Led by rumours of the bluish stains—almost certain indications of a violent death—the authorities, said the accusation, ordered an exhumation and autopsy. Arsenic was found in the body. It was clear that Boursier, ignorant, as he was, of his wife's bad conduct, had not killed himself. This was a point that the widow had vainly attempted, during the process of instruction, to maintain. She declared that one Clap, a friend of her late husband, had come to her one day to say that a certain Charles, a manservant, had remarked to him, "Boursier poisoned himself because he was tired of living." Called before the Juge d'instruction, Henri Clap and Charles had concurred in denying this.

The accusation maintained that the whole attitude of Mme Boursier proved her a poisoner. As soon as her husband became sick she had taken the dish containing the remains of the rice soup, emptied it into a dirty vessel, and passed water through the dish. Then she had ordered Blin to clean it, which the latter did, scrubbing it out with sand and ashes.

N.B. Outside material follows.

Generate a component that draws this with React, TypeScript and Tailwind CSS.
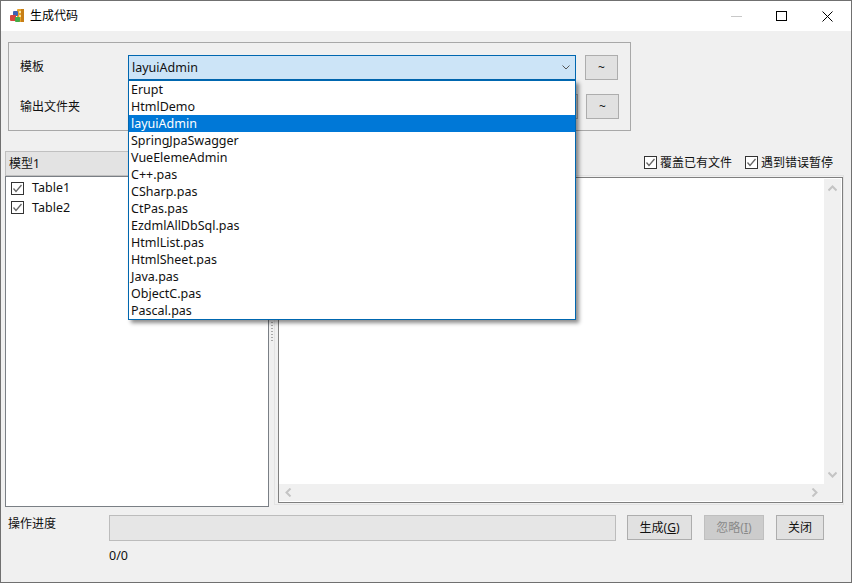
const items = [
  'Erupt', 'HtmlDemo', 'layuiAdmin', 'SpringJpaSwagger', 'VueElemeAdmin', 'C++.pas', 'CSharp.pas',
  'CtPas.pas', 'EzdmlAllDbSql.pas', 'HtmlList.pas', 'HtmlSheet.pas', 'Java.pas', 'ObjectC.pas', 'Pascal.pas',
];

function CheckBox() {
  return (
    <svg width="13" height="13" viewBox="0 0 13 13" className="shrink-0">
      <rect x="0.5" y="0.5" width="12" height="12" fill="#fff" stroke="#333" />
      <path d="M2.5 6.5 L5 9.5 L10.5 3" fill="none" stroke="#666" strokeWidth="1.3" />
    </svg>
  );
}

function AppIcon() {
  return (
    <svg width="16" height="16" viewBox="0 0 16 16" className="shrink-0">
      <rect x="8" y="1" width="7" height="13" rx="1" fill="#e8a32c" />
      <rect x="12" y="1" width="3" height="13" fill="#c77f17" />
      <rect x="10" y="3" width="2" height="2" fill="#fbe3a0" />
      <rect x="10" y="7" width="2" height="2" fill="#fbe3a0" />
      <rect x="4" y="3" width="5" height="5" rx="1" fill="#3f62b5" />
      <rect x="1" y="7" width="6" height="6" rx="1" fill="#d8463c" />
      <rect x="6" y="9" width="5" height="5" rx="1" fill="#45ab48" />
    </svg>
  );
}

function TildeButton({ className }: { className: string }) {
  return (
    <div className={`w-[33px] h-[25px] bg-[#e1e1e1] border border-[#adadad] flex items-center justify-center text-[12px] ${className}`}>
      ~
    </div>
  );
}

function Arrow({ d }: { d: string }) {
  return (
    <svg width="9" height="9" viewBox="0 0 9 9">
      <path d={d} fill="none" stroke="#c4c4c4" strokeWidth="2" />
    </svg>
  );
}

export default function App() {
  return (
    <div className="relative w-[852px] h-[583px] flex flex-col overflow-hidden bg-[#f0f0f0] border border-[#707070] text-[12.5px] leading-[17px] text-[#111] font-['Noto_Sans','Noto_Sans_CJK_SC',sans-serif]">
      {/* title bar */}
      <div className="h-[30px] bg-white flex items-center shrink-0 pl-[8px]">
        <AppIcon />
        <span className="ml-[5px] text-[12px] text-black -translate-y-px">生成代码</span>
        <div className="ml-auto flex items-center">
          <div className="w-[11px] h-px bg-[#c8c8c8] mr-[34px]" />
          <div className="w-[11px] h-[10px] border border-black mr-[35px]" />
          <svg width="11" height="11" viewBox="0 0 11 11" className="mr-[18px]">
            <path d="M0.5 0.5 L10.5 10.5 M10.5 0.5 L0.5 10.5" stroke="#000" strokeWidth="1" />
          </svg>
        </div>
      </div>

      {/* group box */}
      <div className="ml-[7px] mt-[11px] w-[623px] h-[89px] border border-[#a8a8a8] shrink-0 pl-[11px] pt-[12px]">
        <div className="flex items-center h-[25px]">
          <span className="w-[108px] text-[12px] -translate-y-px">模板</span>
          <div className="w-[448px] h-[25px] bg-[#cce4f7] border border-[#0067b0] flex items-center pl-[3px] pr-[5px] justify-between">
            <span>layuiAdmin</span>
            <svg width="8" height="5" viewBox="0 0 8 5">
              <path d="M0.5 0.5 L4 4 L7.5 0.5" fill="none" stroke="#555" strokeWidth="1" />
            </svg>
          </div>
          <TildeButton className="ml-[9px]" />
        </div>
        <div className="flex items-center h-[25px] mt-[14px]">
          <span className="w-[108px] text-[12px]">输出文件夹</span>
          <div className="w-[450px] h-[25px] bg-[#e1e1e1] border border-[#adadad]" />
          <TildeButton className="ml-[8px]" />
        </div>
      </div>

      {/* panels */}
      <div className="flex ml-[4px] mt-[20px] h-[356px] shrink-0">
        <div className="w-[264px] flex flex-col">
          <div className="h-[25px] bg-[#e3e3e3] border border-[#c0c0c0] flex items-center pl-[3px] text-[12px]">模型1</div>
          <div className="flex-1 bg-white border border-[#7a7f85] pt-[5px] pl-[5px] flex flex-col gap-[6px]">
            <div className="flex items-center gap-[8px] h-[13px]"><CheckBox /><span className="-translate-y-px">Table1</span></div>
            <div className="flex items-center gap-[8px] h-[13px]"><CheckBox /><span>Table2</span></div>
          </div>
        </div>

        {/* splitter grip */}
        <div className="w-[5px] flex flex-col items-center justify-center">
          <div className="w-[2px] h-[26px] bg-[repeating-linear-gradient(to_bottom,#a8a8a8_0px,#a8a8a8_1px,transparent_1px,transparent_3px)]" />
        </div>

        <div className="w-[570px] flex flex-col">
          <div className="h-[24px] flex items-start pt-[3px] justify-end gap-[13px] pr-[11px] text-[12px] shrink-0">
            <div className="flex items-center gap-[3px]"><CheckBox /><span>覆盖已有文件</span></div>
            <div className="flex items-center gap-[3px]"><CheckBox /><span>遇到错误暂停</span></div>
          </div>
          <div className="h-[330px] border border-[#e3e3e3] shrink-0">
            <div className="h-[326px] bg-white border-[1px] border-[#7f7f7f] ml-[3px] mt-px flex flex-col pr-px pb-px pt-[1px]">
              <div className="flex flex-1 min-h-0">
                <div className="flex-1" />
                <div className="w-[17px] bg-[#f0f0f0] flex flex-col items-center justify-between py-[5px]">
                  <Arrow d="M0.5 6.5 L4.5 2.5 L8.5 6.5" />
                  <Arrow d="M0.5 2.5 L4.5 6.5 L8.5 2.5" />
                </div>
              </div>
              <div className="h-[17px] bg-[#f0f0f0] flex items-center justify-between px-[5px] pr-[22px] shrink-0">
                <Arrow d="M6.5 0.5 L2.5 4.5 L6.5 8.5" />
                <Arrow d="M2.5 0.5 L6.5 4.5 L2.5 8.5" />
              </div>
            </div>
          </div>
        </div>
      </div>

      {/* progress row */}
      <div className="flex mt-[8px] pl-[7px] shrink-0">
        <span className="w-[101px] text-[12px]">操作进度</span>
        <div className="w-[507px] h-[26px] bg-[#e6e6e6] border border-[#bcbcbc]" />
        <div className="ml-[11px] w-[65px] h-[25px] bg-[#e1e1e1] border border-[#adadad] flex items-center justify-center text-[12px]">生成(<u>G</u>)</div>
        <div className="ml-[12px] w-[60px] h-[25px] bg-[#cccccc] border border-[#bfbfbf] flex items-center justify-center text-[12px] text-[#8a8a8a]">忽略(<u>I</u>)</div>
        <div className="ml-[12px] w-[48px] h-[25px] bg-[#e1e1e1] border border-[#adadad] flex items-center justify-center text-[12px]">关闭</div>
      </div>
      <div className="pl-[108px] mt-[6px]">0/0</div>

      {/* open dropdown list */}
      <div className="absolute left-[127px] top-[79px] w-[448px] h-[240px] bg-white border border-[#0067b0] shadow-[3px_3px_4px_rgba(0,0,0,0.45)]">
        {items.map(item => (
          <div
            key={item}
            className={`h-[17px] pl-[2px] leading-[17px] ${item === 'layuiAdmin' ? 'bg-[#0078d7] text-white' : ''}`}
          >
            {item}
          </div>
        ))}
      </div>
    </div>
  );
}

Questioned about arsenic in the house, Mme Boursier said, to begin with, that Boursier had never spoken to her about arsenic, but later admitted that her husband had mentioned both arsenic and mort aux rats to her.

Asked regarding the people who frequented the house she had mentioned all the friends of Boursier, but neglected to speak of Kostolo. Later she had said she never had been intimate with the Greek. But Kostolo, "barefaced enough for anything," had openly declared the nature of his relations with her. Then Mme Boursier, after maintaining that she had been no more than interested in Kostolo, finding pleasure in his company, had been constrained to confess that she had misconducted herself with the Greek in the dead man's room. She had given Kostolo the run of her purse, the accusation declared, though she denied the fact, insisting that what she had given him had been against his note. There was only one conclusion, however. Mme Boursier, knowing the poverty of her paramour, had paid him as her cicisbeo, squandering upon him her children's patrimony.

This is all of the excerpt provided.